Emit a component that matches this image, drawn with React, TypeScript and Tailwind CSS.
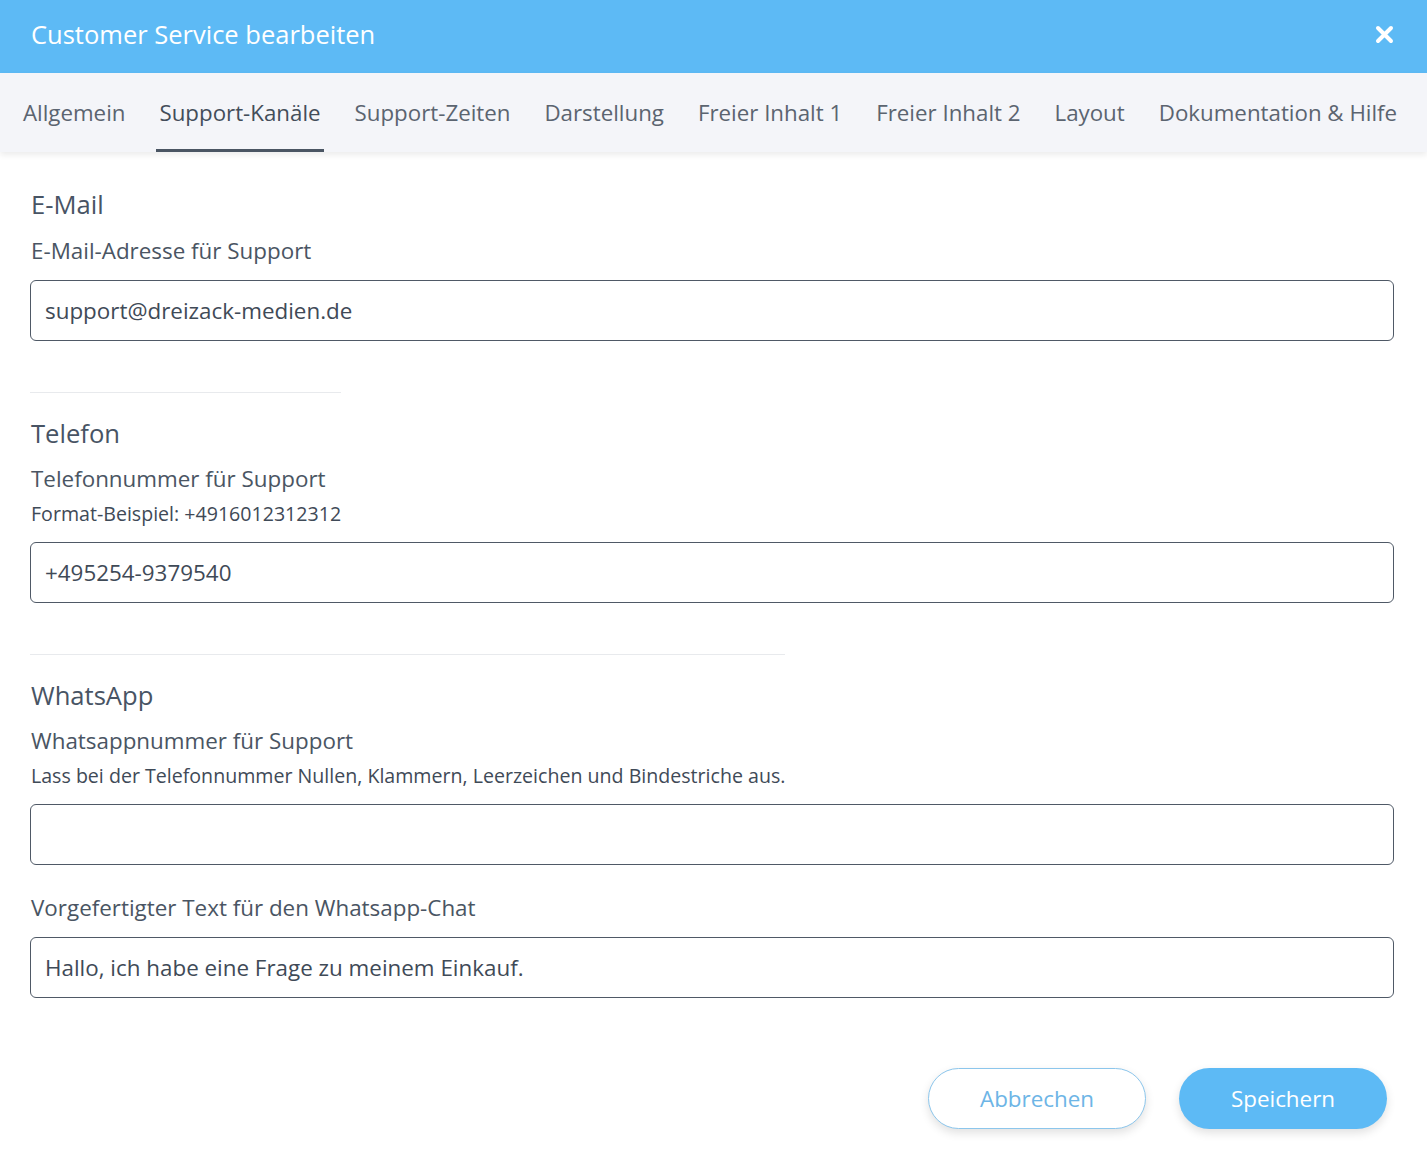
import React from 'react';

const tabs = [
  'Allgemein',
  'Support-Kanäle',
  'Support-Zeiten',
  'Darstellung',
  'Freier Inhalt 1',
  'Freier Inhalt 2',
  'Layout',
  'Dokumentation & Hilfe',
];

function Field({ value }: { value?: string }) {
  return (
    <div className="h-[61px] w-full rounded-[6px] border border-[#4f5966] bg-white px-[14px] flex items-center text-[22.4px] text-[#3f4a57]">
      {value}
    </div>
  );
}

export default function App() {
  return (
    <div className="min-h-[1167px] w-[1427px] bg-white text-[#4a5563]" style={{ fontFamily: '"Open Sans", sans-serif' }}>
      {/* Header */}
      <div className="h-[73px] bg-[#5dbaf5] flex items-center justify-between pl-[31px] pr-[33px] pb-[4px]">
        <h1 className="text-[25.5px] text-white leading-none">Customer Service bearbeiten</h1>
        <svg width="19" height="19" viewBox="0 0 19 19">
          <path d="M3 3 L16 16 M16 3 L3 16" stroke="white" strokeWidth="4" strokeLinecap="round" />
        </svg>
      </div>

      {/* Tabs */}
      <div className="h-[79px] bg-[#f4f5f9] shadow-[0_3px_6px_rgba(0,0,0,0.08)] flex items-stretch gap-[28px] pl-[20px] relative">
        {tabs.map((t, i) => (
          <div
            key={t}
            className={`px-[3px] flex items-center text-[22.3px] ${
              i === 1 ? 'text-[#434d5a] border-b-[3px] border-[#4a5563] pt-[3px]' : 'text-[#5b6470]'
            }`}
          >
            {t}
          </div>
        ))}
      </div>

      {/* Content */}
      <div className="pl-[30px] pr-[33px] pt-[36px]">
        <h2 className="text-[25.6px] leading-[34px] pl-[1px] text-[#485464]">E-Mail</h2>
        <p className="mt-[14px] text-[22.4px] leading-[30px] pl-[1px]">E-Mail-Adresse für Support</p>
        <div className="mt-[14px]">
          <Field value="support@dreizack-medien.de" />
        </div>

        <div className="mt-[51px] h-px w-[311px] bg-[#e8eaed]" />
        <h2 className="mt-[24px] text-[25.6px] leading-[34px] pl-[1px] text-[#485464]">Telefon</h2>
        <p className="mt-[13px] text-[22.4px] leading-[30px] pl-[1px]">Telefonnummer für Support</p>
        <p className="mt-[7px] text-[19.6px] leading-[26px] pl-[1px] text-[#3f4a57]">Format-Beispiel: +4916012312312</p>
        <div className="mt-[15px]">
          <Field value="+495254-9379540" />
        </div>

        <div className="mt-[51px] h-px w-[755px] bg-[#e8eaed]" />
        <h2 className="mt-[24px] text-[25.6px] leading-[34px] pl-[1px] text-[#485464]">WhatsApp</h2>
        <p className="mt-[13px] text-[22.4px] leading-[30px] pl-[1px]">Whatsappnummer für Support</p>
        <p className="mt-[7px] text-[19.6px] leading-[26px] pl-[1px] text-[#3f4a57]">
          Lass bei der Telefonnummer Nullen, Klammern, Leerzeichen und Bindestriche aus.
        </p>
        <div className="mt-[15px]">
          <Field />
        </div>

        <p className="mt-[28px] text-[22.4px] leading-[30px] pl-[1px]">Vorgefertigter Text für den Whatsapp-Chat</p>
        <div className="mt-[14px]">
          <Field value="Hallo, ich habe eine Frage zu meinem Einkauf." />
        </div>

        {/* Buttons */}
        <div className="mt-[70px] flex justify-end gap-[33px] pr-[7px]">
          <button className="h-[61px] w-[218px] rounded-full border border-[#8cc6ec] bg-white text-[22.4px] text-[#6db5e6] shadow-[0_4px_10px_rgba(0,0,0,0.12)]">
            Abbrechen
          </button>
          <button className="h-[61px] w-[208px] rounded-full bg-[#5dbaf5] text-[22.4px] text-white shadow-[0_4px_10px_rgba(0,0,0,0.12)]">
            Speichern
          </button>
        </div>
      </div>
    </div>
  );
}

WHAT NEEDS TO BE DONE
Note how many lines of the material contain the string "React". Then report that number by itself.

SOLUTION
2